What have you seen go wrong with Java packaging? I've had very, very few issues with it. The fact that you can package compiled blobs in JARs means you don't need to rely on the OS package manager. You can get into some hairy class loader situations with dependencies on conflicting versions, but most other environments don't even let you try and resolve those issues.
You just made my life better, thank you!
This should be called virtualenv-rename right, otherwise what does virtualenv --relocatable do?

Python/Java using the file system to map hierarchies of classes is such a mistake when you start using a language like Elixir; you can move any .ex files anywhere you like within your project and it just works.
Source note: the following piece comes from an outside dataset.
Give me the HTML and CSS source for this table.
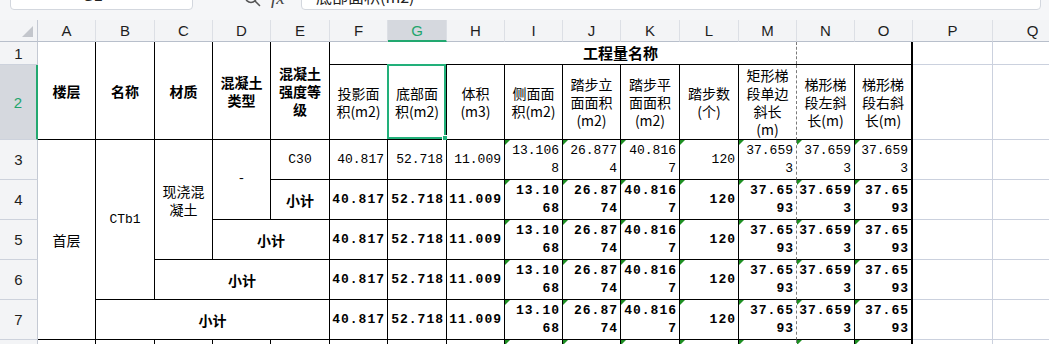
FILE: index.html
```html
<!DOCTYPE html>
<html lang="zh-CN">
<head>
<meta charset="utf-8">
<title>工程量</title>
<link rel="stylesheet" href="styles.css">
</head>
<body>
<div class="app">
  <div class="toolbar">
    <div class="namebox">G2</div>
    <svg class="search" width="20" height="20" viewBox="0 0 20 20"><circle cx="8" cy="7" r="5.5" fill="none" stroke="#555" stroke-width="1.5"/><line x1="12" y1="11" x2="16.5" y2="15.5" stroke="#555" stroke-width="1.6" stroke-linecap="round"/></svg>
    <span class="fx">fx</span>
    <div class="formula">底部面积(m2)</div>
  </div>

  <div class="sheet">
    <!-- column headers -->
    <div class="ch corner"><span class="all"></span></div>
    <div class="ch">A</div><div class="ch">B</div><div class="ch">C</div><div class="ch">D</div><div class="ch">E</div>
    <div class="ch">F</div><div class="ch sel-c">G</div><div class="ch">H</div><div class="ch">I</div><div class="ch">J</div>
    <div class="ch">K</div><div class="ch">L</div><div class="ch">M</div><div class="ch">N</div><div class="ch">O</div>
    <div class="ch">P</div><div class="ch">Q</div>

    <!-- row 1 -->
    <div class="rh">1</div>
    <div class="c hd r2">楼层</div>
    <div class="c hd r2">名称</div>
    <div class="c hd r2">材质</div>
    <div class="c hd r2">混凝土<br>类型</div>
    <div class="c hd r2">混凝土<br>强度等<br>级</div>
    <div class="c title"><span>工程量名称</span><i class="pb"></i></div>
    <div class="e"></div><div class="e"></div>

    <!-- row 2 -->
    <div class="rh sel-r">2</div>
    <div class="c">投影面<br>积(m2)</div>
    <div class="c sel">底部面<br>积(m2)<i class="box"></i></div>
    <div class="c">体积<br>(m3)</div>
    <div class="c">侧面面<br>积(m2)</div>
    <div class="c">踏步立<br>面面积<br>(m2)</div>
    <div class="c">踏步平<br>面面积<br>(m2)</div>
    <div class="c">踏步数<br>(个)</div>
    <div class="c dash">矩形梯<br>段单边<br>斜长<br>(m)</div>
    <div class="c">梯形梯<br>段左斜<br>长(m)</div>
    <div class="c last">梯形梯<br>段右斜<br>长(m)</div>
    <div class="e"></div><div class="e"></div>

    <!-- row 3 -->
    <div class="rh">3</div>
    <div class="c r5">首层</div>
    <div class="c r4 mono">CTb1</div>
    <div class="c r3">现浇混<br>凝土</div>
    <div class="c r2 mono dashsym">-</div>
    <div class="c mono">C30</div>
    <div class="c num">40.817</div>
    <div class="c num">52.718</div>
    <div class="c num">11.009</div>
    <div class="c num t">13.106<br>8</div>
    <div class="c num t">26.877<br>4</div>
    <div class="c num t">40.816<br>7</div>
    <div class="c num t">120</div>
    <div class="c num t dash">37.659<br>3</div>
    <div class="c num t">37.659<br>3</div>
    <div class="c num t last">37.659<br>3</div>
    <div class="e"></div><div class="e"></div>

    <!-- row 4 -->
    <div class="rh">4</div>
    <div class="c hd">小计</div>
    <div class="c num b">40.817</div>
    <div class="c num b">52.718</div>
    <div class="c num b">11.009</div>
    <div class="c num b t">13.10<br>68</div>
    <div class="c num b t">26.87<br>74</div>
    <div class="c num b t">40.816<br>7</div>
    <div class="c num b t">120</div>
    <div class="c num b t dash">37.65<br>93</div>
    <div class="c num b t">37.659<br>3</div>
    <div class="c num b t last">37.65<br>93</div>
    <div class="e"></div><div class="e"></div>

    <!-- row 5 -->
    <div class="rh">5</div>
    <div class="c hd s2">小计</div>
    <div class="c num b">40.817</div>
    <div class="c num b">52.718</div>
    <div class="c num b">11.009</div>
    <div class="c num b t">13.10<br>68</div>
    <div class="c num b t">26.87<br>74</div>
    <div class="c num b t">40.816<br>7</div>
    <div class="c num b t">120</div>
    <div class="c num b t dash">37.65<br>93</div>
    <div class="c num b t">37.659<br>3</div>
    <div class="c num b t last">37.65<br>93</div>
    <div class="e"></div><div class="e"></div>

    <!-- row 6 -->
    <div class="rh">6</div>
    <div class="c hd s3">小计</div>
    <div class="c num b">40.817</div>
    <div class="c num b">52.718</div>
    <div class="c num b">11.009</div>
    <div class="c num b t">13.10<br>68</div>
    <div class="c num b t">26.87<br>74</div>
    <div class="c num b t">40.816<br>7</div>
    <div class="c num b t">120</div>
    <div class="c num b t dash">37.65<br>93</div>
    <div class="c num b t">37.659<br>3</div>
    <div class="c num b t last">37.65<br>93</div>
    <div class="e"></div><div class="e"></div>

    <!-- row 7 -->
    <div class="rh">7</div>
    <div class="c hd s4">小计</div>
    <div class="c num b">40.817</div>
    <div class="c num b">52.718</div>
    <div class="c num b">11.009</div>
    <div class="c num b t">13.10<br>68</div>
    <div class="c num b t">26.87<br>74</div>
    <div class="c num b t">40.816<br>7</div>
    <div class="c num b t">120</div>
    <div class="c num b t dash">37.65<br>93</div>
    <div class="c num b t">37.659<br>3</div>
    <div class="c num b t last">37.65<br>93</div>
    <div class="e"></div><div class="e"></div>

    <!-- row 8 -->
    <div class="rh">8</div>
    <div class="c"></div><div class="c"></div><div class="c"></div><div class="c"></div><div class="c"></div>
    <div class="c"></div><div class="c"></div><div class="c"></div>
    <div class="c t"></div><div class="c t"></div><div class="c t"></div><div class="c t"></div>
    <div class="c t dash"></div><div class="c t"></div><div class="c t last"></div>
    <div class="e"></div><div class="e"></div>
  </div>
</div>
</body>
</html>
```

FILE: styles.css
```css
html, body {
  margin: 0;
  padding: 0;
  overflow: hidden;
  background: #ffffff;
}

body {
  width: 1049px;
  height: 344px;
  font-family: "Noto Sans CJK SC", "Noto Sans", sans-serif;
  color: #000;
}

.app {
  background: #f5f6f8;
}

/* ---------- toolbar (mostly scrolled off the top) ---------- */
.toolbar {
  display: flex;
  align-items: flex-start;
  height: 30px;
  margin-top: -20px;
  margin-bottom: 10px;
}

.namebox {
  box-sizing: border-box;
  margin-top: 2px;
  margin-left: 10px;
  width: 183px;
  height: 28px;
  padding-right: 18px;
  border: 1px solid #d3d7de;
  border-radius: 4px;
  background: #fff;
  font-family: "Liberation Sans", sans-serif;
  font-size: 15px;
  line-height: 26px;
  text-align: center;
  color: #222;
}

.search {
  margin-left: 50px;
  margin-top: 10px;
}

.fx {
  width: 22px;
  margin-left: 8px;
  margin-top: 8px;
  font-family: "Liberation Serif", serif;
  font-style: italic;
  font-size: 19px;
  line-height: 20px;
  color: #444;
}

.formula {
  box-sizing: border-box;
  flex: 1;
  margin-top: 2px;
  margin-left: 8px;
  margin-right: 8px;
  height: 28px;
  padding-left: 14px;
  border: 1px solid #d3d7de;
  border-radius: 4px;
  background: #fff;
  font-size: 16px;
  line-height: 26px;
  color: #222;
}

/* ---------- sheet grid ---------- */
.sheet {
  display: grid;
  grid-template-columns: 38px 58px 59px 58px 58px 59px 58px 59px 58px 58px 58px 59px 59px 58px 58px 58px 80px 80px;
  grid-template-rows: 22px 23px 75px repeat(6, 40px);
  background: #fff;
}

.ch {
  box-sizing: border-box;
  display: flex;
  align-items: center;
  justify-content: center;
  background: #f3f4f6;
  border-right: 1px solid #dcdfe5;
  border-bottom: 1px solid #b8bfcb;
  font-family: "Liberation Sans", sans-serif;
  font-size: 15px;
  color: #1e1e1e;
}

.corner {
  position: relative;
  border-right-color: #c4c9d3;
}

.all {
  position: absolute;
  right: 4px;
  bottom: 4px;
  width: 0;
  height: 0;
  border-left: 11px solid transparent;
  border-bottom: 11px solid #c3c6cc;
}

.sel-c {
  background: #d5d8de;
  border-bottom: 2px solid #22a870;
  color: #1fa56c;
}

.rh {
  grid-column: 1;
  box-sizing: border-box;
  display: flex;
  align-items: center;
  justify-content: center;
  background: #f3f4f6;
  border-right: 1px solid #c4c9d3;
  border-bottom: 1px solid #cdd2dc;
  font-family: "Liberation Sans", sans-serif;
  font-size: 15px;
  color: #1e1e1e;
}

.sel-r {
  background: #d5d8de;
  border-right: 2px solid #22a870;
  color: #1fa56c;
}

.c {
  position: relative;
  box-sizing: border-box;
  display: flex;
  align-items: center;
  justify-content: center;
  text-align: center;
  border-right: 1px solid #000;
  border-bottom: 1px solid #000;
  background: #fff;
  font-size: 14px;
  line-height: 18px;
}

.hd {
  font-weight: bold;
}

.r2 { grid-row: span 2; }
.r3 { grid-row: span 3; }
.r4 { grid-row: span 4; }
.r5 { grid-row: span 5; }
.s2 { grid-column: span 2; }
.s3 { grid-column: span 3; }
.s4 { grid-column: span 4; }

.title {
  grid-column: span 10;
  border-right: 2px solid #000;
  font-weight: bold;
  font-size: 15px;
}

.pb {
  position: absolute;
  left: 466px;
  top: 0;
  bottom: 0;
  border-left: 1px dashed #7a7a7a;
}

.dash {
  border-right: 1px dashed #7a7a7a;
}

.last {
  border-right: 2px solid #000;
}

.e {
  box-sizing: border-box;
  border-right: 1px solid #cbd1de;
  border-bottom: 1px solid #cbd1de;
  background: #fff;
}

.mono {
  font-family: "Liberation Mono", monospace;
  font-size: 13px;
}

.dashsym {
  padding-bottom: 1px;
}

.num {
  justify-content: flex-end;
  text-align: right;
  padding-right: 3px;
  font-family: "Liberation Mono", monospace;
  font-size: 13px;
  line-height: 18px;
}

.num.b {
  font-weight: bold;
  letter-spacing: 1px;
  padding-right: 2px;
}

.t::before {
  content: "";
  position: absolute;
  left: 0;
  top: 0;
  width: 0;
  height: 0;
  border-top: 5px solid #1d8f22;
  border-right: 5px solid transparent;
}

.box {
  position: absolute;
  left: -1px;
  top: -1px;
  right: 0;
  bottom: 0;
  border: 2px solid #22b07a;
}

.box::after {
  content: "";
  position: absolute;
  right: -5px;
  bottom: -5px;
  width: 5px;
  height: 5px;
  background: #22b07a;
  border: 1px solid #fff;
}
```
The script is most akin to the Unix `mv` command, in fact it uses it, so that's why I called it virtualenv-mv. I figured this would be most easily understood.

Just out of curiosity, have you used `--relocatable` much? It basically attempts to rewrite full paths into relative paths. Whereas with `virtualenv-mv`, there should be no indication that the environment has been moved. As far as `--relocatable` is concerned... I think even the author(s) regret having included it, if that gives you any indication of how useful it is.

Why would you rename a virtualenv? They should be named "env" and you should change the prompt that pops when you enter it to be something like "(VENV: projectname)".
You might want to move our copy it to another directory. I had this problem recently when I wanted to use an env that had a bunch of packages that take a long time to compile, but since it didn't work I had to reinstall them in a new env.